TO DO:
Identify and reproduce every line holding the string "table".
======== INFORMATION SHOWN
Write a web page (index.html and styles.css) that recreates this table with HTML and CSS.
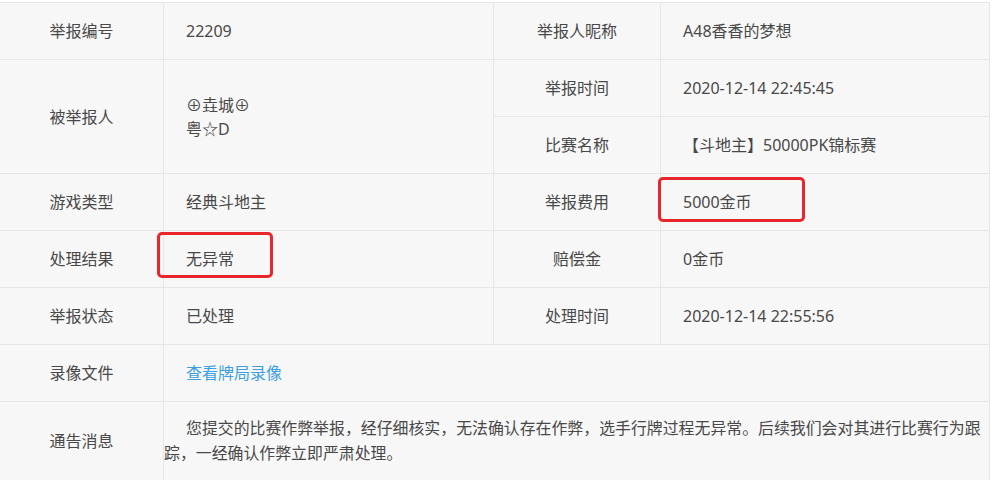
FILE: index.html
```html
<!DOCTYPE html>
<html lang="zh-CN">
<head>
<meta charset="utf-8">
<title>举报详情</title>
<link rel="stylesheet" href="styles.css">
</head>
<body>
<div class="wrap">
  <table class="detail">
    <colgroup>
      <col class="c1"><col class="c2"><col class="c3"><col class="c4">
    </colgroup>
    <tr>
      <td class="label">举报编号</td>
      <td class="value">22209</td>
      <td class="label">举报人昵称</td>
      <td class="value">A48香香的梦想</td>
    </tr>
    <tr>
      <td class="label" rowspan="2">被举报人</td>
      <td class="value multi" rowspan="2">⊕垚城⊕<br>粤☆D</td>
      <td class="label">举报时间</td>
      <td class="value">2020-12-14 22:45:45</td>
    </tr>
    <tr>
      <td class="label">比赛名称</td>
      <td class="value">【斗地主】50000PK锦标赛</td>
    </tr>
    <tr>
      <td class="label">游戏类型</td>
      <td class="value">经典斗地主</td>
      <td class="label">举报费用</td>
      <td class="value">5000金币</td>
    </tr>
    <tr>
      <td class="label">处理结果</td>
      <td class="value">无异常</td>
      <td class="label">赔偿金</td>
      <td class="value">0金币</td>
    </tr>
    <tr>
      <td class="label">举报状态</td>
      <td class="value">已处理</td>
      <td class="label">处理时间</td>
      <td class="value">2020-12-14 22:55:56</td>
    </tr>
    <tr>
      <td class="label">录像文件</td>
      <td class="value" colspan="3"><a class="link" href="#">查看牌局录像</a></td>
    </tr>
    <tr>
      <td class="label tall">通告消息</td>
      <td class="notice" colspan="3">您提交的比赛作弊举报，经仔细核实，无法确认存在作弊，选手行牌过程无异常。后续我们会对其进行比赛行为跟踪，一经确认作弊立即严肃处理。</td>
    </tr>
  </table>
  <div class="mark mark-result"></div>
  <div class="mark mark-fee"></div>
</div>
</body>
</html>
```

FILE: styles.css
```css
html, body {
  margin: 0;
  padding: 0;
  background: #ffffff;
}

body {
  font-family: "Noto Sans", "Noto Sans CJK SC", sans-serif;
  font-size: 16px;
  color: #484848;
}

.wrap {
  position: relative;
  padding-top: 2px;
  margin-left: -1px;
}

.detail {
  border-collapse: collapse;
  table-layout: fixed;
  width: 990px;
  background: #f7f7f7;
}

.c1 { width: 164px; }
.c2 { width: 330px; }
.c3 { width: 167px; }
.c4 { width: 329px; }

.detail td {
  border: 1px solid #e6e6e6;
  height: 56px;
  padding: 0;
  line-height: 24px;
  vertical-align: middle;
}

.detail tr:last-child td {
  border-bottom: none;
}

.label {
  text-align: center;
}

.value {
  padding-left: 22px !important;
  text-align: left;
}

.multi {
  line-height: 24px;
}

.link {
  color: #3c9fe0;
  text-decoration: none;
}

.tall {
  height: 78px !important;
}

.notice {
  font-size: 15.9px;
  line-height: 25px !important;
  text-indent: 22px;
  padding: 0 !important;
}

.mark {
  position: absolute;
  border: 3px solid #e8262b;
  border-radius: 5px;
  box-sizing: border-box;
}

.mark-result {
  left: 158px;
  top: 232px;
  width: 116px;
  height: 46px;
}

.mark-fee {
  left: 659px;
  top: 177px;
  width: 147px;
  height: 45px;
}
```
================
THE RESULT:
Write a web page (index.html and styles.css) that recreates this table with HTML and CSS.
  <table class="detail">
  </table>
  table-layout: fixed;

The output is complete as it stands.